Khurjit also marks the end of the sealed road which is where things get a bit more lively. Rather than having a single road to follow, the road splits into several meandering threads which criss-cross and down which several cars vie with each other for pole position as they bounce and slide along the muddy tracks. The vehicles are everything from large 4×4’s to small Toyota hatchbacks and Soviet era vans. I start to feel a bit like I’m in an episode of a Mongolian version of Wacky Races.

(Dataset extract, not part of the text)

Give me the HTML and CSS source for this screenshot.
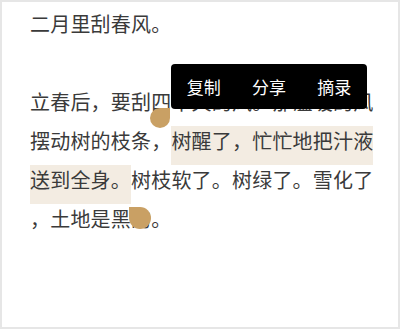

A combination of Mongolian roads, Mongolian driving and rock hard suspension ensure you get to stay airborne for as much of the journey as possible. The last thing you hear when boarding a Mongolian bus may well be “enjoy your flight” …

Along the way we come to a cliff with a dark history. Before the second world war there were thousands of Buddhist monasteries in Mongolia. During the Soviet era, Stalin ordered  the Mongolian communist government to destroy almost all the monasteries, the only survivors were the ones that managed to convert to museums. Some 30,000 monks were massacred, and at this spot alone, 100 were thrown to their deaths off the cliff top. For such a serene place of beauty, and with modern Mongolians seemingly being such gentle and spiritual people, it’s hard to imagine such a thing happening here.

The route to Orkhon Kurkhree, Övörkhangai province, Mongolia
Serene scene with a dark past

What seems like hours of butt pounding road adventures brings me to the head of Orkhon Khürkhree, a beautiful remote valley flanked by Siberian looking spruce forests and filled with a wild river tumbling it’s way towards Lake Baikal in Russia to the north. My family greet me with a bowl of fermented horse milk and dried yak yoghurt, much better than it sounds. A walk along the river is quickly abandoned as lightning strikes the nearby hillside and the skies open.

Lightning struck off the opposite bank a few minutes after this shot … time to be somewhere else in a hurry …

Late evening brings a clear in the weather, enough time to try my hand at yak milking (definitely not as easy as it sounds) and a walk out across the ancient lava fields that fill the valley to watch rainbows and sunset colours.